En lo alto de Constantina, en plena Sierra Morena sevillana, hay un castillo donde la historia y la fe parecen haberse dado un apretón de manos. Allí, sobre un cerro que domina el pueblo y sus alrededores, una fortaleza medieval custodia desde hace más de seis décadas a un inesperado vecino: el monumento al Sagrado Corazón de Jesús.

A simple vista, podría parecer que ambos llevan toda la vida juntos. Sin embargo, su relación es reciente si la medimos con el reloj de la Historia. El castillo, de origen árabe y probable herencia sobre restos romanos, fue construido para vigilar y proteger el paso hacia Sevilla. Con sus torres cilíndricas, su torre del homenaje y un aljibe que ha resistido siglos de silencio, fue testigo de batallas, cambios de bandera y hasta largos periodos de abandono.

El Sagrado Corazón, en cambio, llegó en 1954. Impulsado por el párroco Félix, su figura de cinco metros —elevada a más de 16 gracias a su pedestal— fue colocada como un guardián espiritual, bendiciendo a todo aquel que mira hacia lo alto. Bajo sus pies, una pequeña capilla albergó durante años misas y momentos de recogimiento, como si el antiguo patio de armas se hubiera convertido, de pronto, en altar.

La estampa resultante es única: piedra medieval y hormigón moderno compartiendo horizonte, la fortaleza terrenal de antaño y el símbolo celestial del siglo XX. Es un diálogo visual que muchos visitantes interpretan a su manera. Algunos ven una metáfora de protección doble —la de los muros y la de la fe—; otros, un contraste delicioso que recuerda cómo los pueblos viven y reinventan sus paisajes.

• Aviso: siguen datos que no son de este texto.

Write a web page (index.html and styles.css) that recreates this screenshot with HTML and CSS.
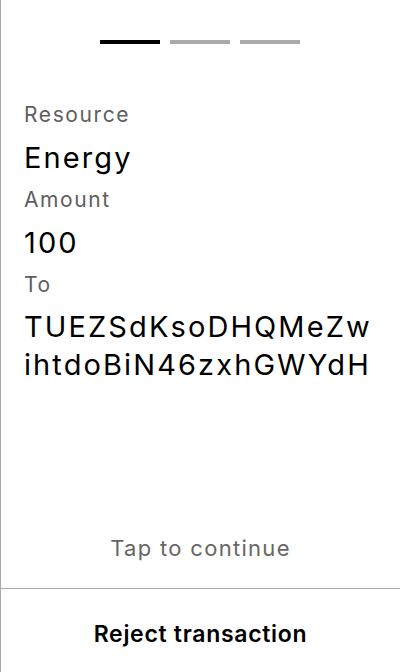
FILE: index.html
```html
<!DOCTYPE html>
<html lang="en">
<head>
<meta charset="utf-8">
<title>Confirm transaction</title>
<link rel="stylesheet" href="styles.css">
</head>
<body>
<div class="screen">
  <div class="steps">
    <span class="step active"></span>
    <span class="step"></span>
    <span class="step"></span>
  </div>
  <div class="details">
    <div class="label">Resource</div>
    <div class="value">Energy</div>
    <div class="label">Amount</div>
    <div class="value">100</div>
    <div class="label">To</div>
    <div class="value address">TUEZSdKsoDHQMeZwihtdoBiN46zxhGWYdH</div>
  </div>
  <div class="tap">Tap to continue</div>
  <div class="reject">Reject transaction</div>
</div>
</body>
</html>
```

FILE: styles.css
```css
html, body {
  margin: 0;
  padding: 0;
  background: #ffffff;
}
body {
  font-family: Inter, "Noto Sans", sans-serif;
  color: #000000;
}
.screen {
  box-sizing: border-box;
  height: 672px;
  border-left: 1px solid #aaaaaa;
  display: flex;
  flex-direction: column;
}
.steps {
  display: flex;
  justify-content: center;
  gap: 10px;
  padding-top: 40px;
  padding-right: 1px;
}
.step {
  display: block;
  width: 60px;
  height: 4px;
  background: #aaaaaa;
}
.step.active {
  background: #000000;
}
.details {
  margin-top: 49px;
  padding: 0 24px 0 23px;
}
.label {
  font-size: 21px;
  line-height: 28px;
  padding: 8px 0 9px;
  letter-spacing: 1.6px;
  color: #5e5e5e;
}
.value {
  font-size: 29px;
  line-height: 39px;
  letter-spacing: 2.1px;
  color: #000000;
}
.value + .label {
  padding-top: 9px;
}
.address {
  line-height: 38px;
  word-break: break-all;
}
.tap {
  margin-top: auto;
  text-align: center;
  font-size: 22px;
  line-height: 28px;
  letter-spacing: 1.3px;
  color: #666666;
  padding-bottom: 26px;
  border-bottom: 1px solid #aaaaaa;
}
.reject {
  text-align: center;
  font-size: 23px;
  font-weight: 600;
  line-height: 75px;
  padding-top: 8px;
  letter-spacing: 0.7px;
  color: #000000;
}
```
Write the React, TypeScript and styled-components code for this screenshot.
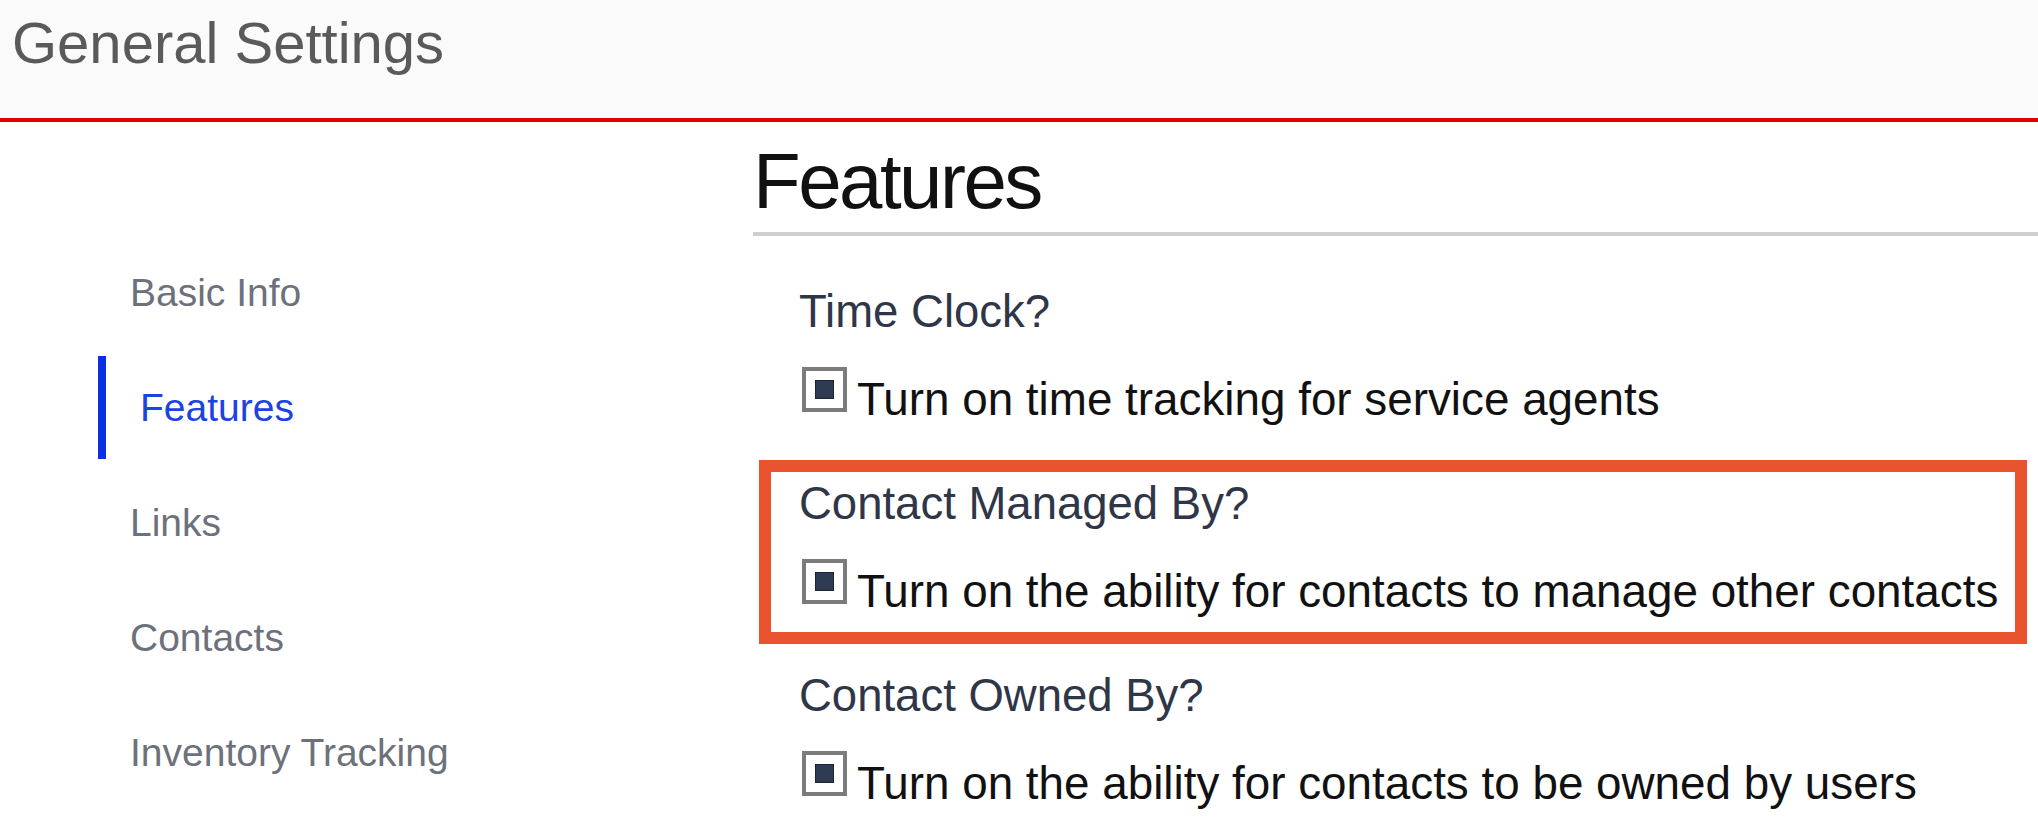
import styled, { createGlobalStyle } from 'styled-components';

const GlobalStyle = createGlobalStyle`
  html, body {
    margin: 0;
    padding: 0;
    background: #ffffff;
    font-family: "Liberation Sans", Arial, sans-serif;
  }
`;

const Page = styled.div`
  width: 2038px;
  min-height: 824px;
  overflow: hidden;
`;

const Header = styled.header`
  height: 122px;
  padding: 14px 0 0 12px;
  box-sizing: border-box;
  background-color: #fafafa;
  border-bottom: 4px solid #e30000;
`;

const HeaderTitle = styled.h1`
  margin: 0;
  font-size: 58px;
  line-height: 1;
  font-weight: 400;
  color: #5a5a5a;
`;

const Body = styled.div`
  display: flex;
`;

const Sidebar = styled.nav`
  width: 753px;
  flex-shrink: 0;
  padding: 119px 0 0 98px;
  box-sizing: border-box;
  display: flex;
  flex-direction: column;
  gap: 12px;
`;

const NavItem = styled.a<{ $active?: boolean }>`
  height: 103px;
  display: flex;
  align-items: center;
  box-sizing: border-box;
  font-size: 39px;
  line-height: 1;
  text-decoration: none;
  color: ${(p) => (p.$active ? '#1c43e2' : '#6d717b')};
  border-left: ${(p) => (p.$active ? '8px solid #0b30e4' : 'none')};
  padding-left: ${(p) => (p.$active ? '34px' : '32px')};
`;

const Main = styled.main`
  flex: 1;
  min-width: 0;
`;

const SectionTitle = styled.h2`
  margin: 20px 0 0;
  padding: 0 0 12px 0;
  font-size: 78px;
  line-height: 1;
  font-weight: 400;
  letter-spacing: -2.5px;
  color: #111111;
  border-bottom: 4px solid #cfcfcf;
`;

const Groups = styled.div`
  margin-top: 32px;
  padding: 0 11px 0 6px;
  display: flex;
  flex-direction: column;
  gap: 8px;
`;

const Group = styled.div<{ $highlighted?: boolean }>`
  border: 12px solid ${(p) => (p.$highlighted ? '#e9542f' : 'transparent')};
  padding: 9px 12px 18px 28px;
`;

const GroupLabel = styled.div`
  font-size: 45.5px;
  line-height: 1;
  color: #2f3647;
`;

const OptionRow = styled.label`
  margin-top: 32.5px;
  display: flex;
  align-items: flex-start;
  gap: 10px;
`;

const CheckBox = styled.span`
  width: 45px;
  height: 45px;
  margin-left: 3px;
  box-sizing: border-box;
  border: 4px solid #7b7b7b;
  background: #ffffff;
  display: flex;
  align-items: center;
  justify-content: center;
  flex-shrink: 0;
`;

const CheckMark = styled.span`
  width: 19px;
  height: 19px;
  box-sizing: border-box;
  background: #2d3b53;
  border: 1px solid #1b2334;
`;

const OptionText = styled.span`
  margin-top: 10px;
  font-size: 45.8px;
  line-height: 45px;
  color: #111111;
  white-space: nowrap;
`;

const navItems = ['Basic Info', 'Features', 'Links', 'Contacts', 'Inventory Tracking'];

const features = [
  { label: 'Time Clock?', option: 'Turn on time tracking for service agents' },
  {
    label: 'Contact Managed By?',
    option: 'Turn on the ability for contacts to manage other contacts',
    highlighted: true,
  },
  { label: 'Contact Owned By?', option: 'Turn on the ability for contacts to be owned by users' },
];

export default function App() {
  return (
    <Page>
      <GlobalStyle />
      <Header>
        <HeaderTitle>General Settings</HeaderTitle>
      </Header>
      <Body>
        <Sidebar>
          {navItems.map((item) => (
            <NavItem key={item} $active={item === 'Features'}>
              {item}
            </NavItem>
          ))}
        </Sidebar>
        <Main>
          <SectionTitle>Features</SectionTitle>
          <Groups>
            {features.map((f) => (
              <Group key={f.label} $highlighted={f.highlighted}>
                <GroupLabel>{f.label}</GroupLabel>
                <OptionRow>
                  <CheckBox>
                    <CheckMark />
                  </CheckBox>
                  <OptionText>{f.option}</OptionText>
                </OptionRow>
              </Group>
            ))}
          </Groups>
        </Main>
      </Body>
    </Page>
  );
}
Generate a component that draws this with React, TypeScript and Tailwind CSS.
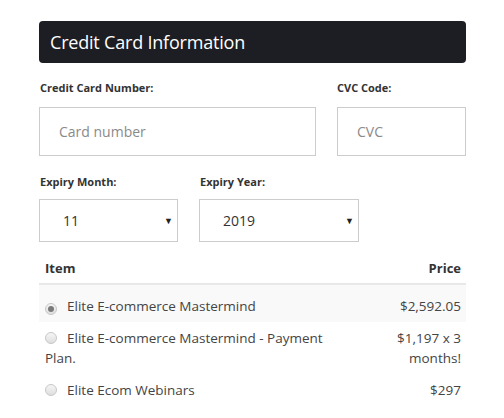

Hoy, tras su restauración y reapertura en 2014, el conjunto se ha convertido en uno de los miradores más espectaculares de la provincia. Desde allí, el mar de tejados blancos de Constantina se funde con la espesura verde de la sierra, mientras la silueta del Sagrado Corazón sigue apuntando al cielo. Y uno no puede evitar pensar que, quizá, esta pareja improbable de piedra y devoción se encontró para quedarse.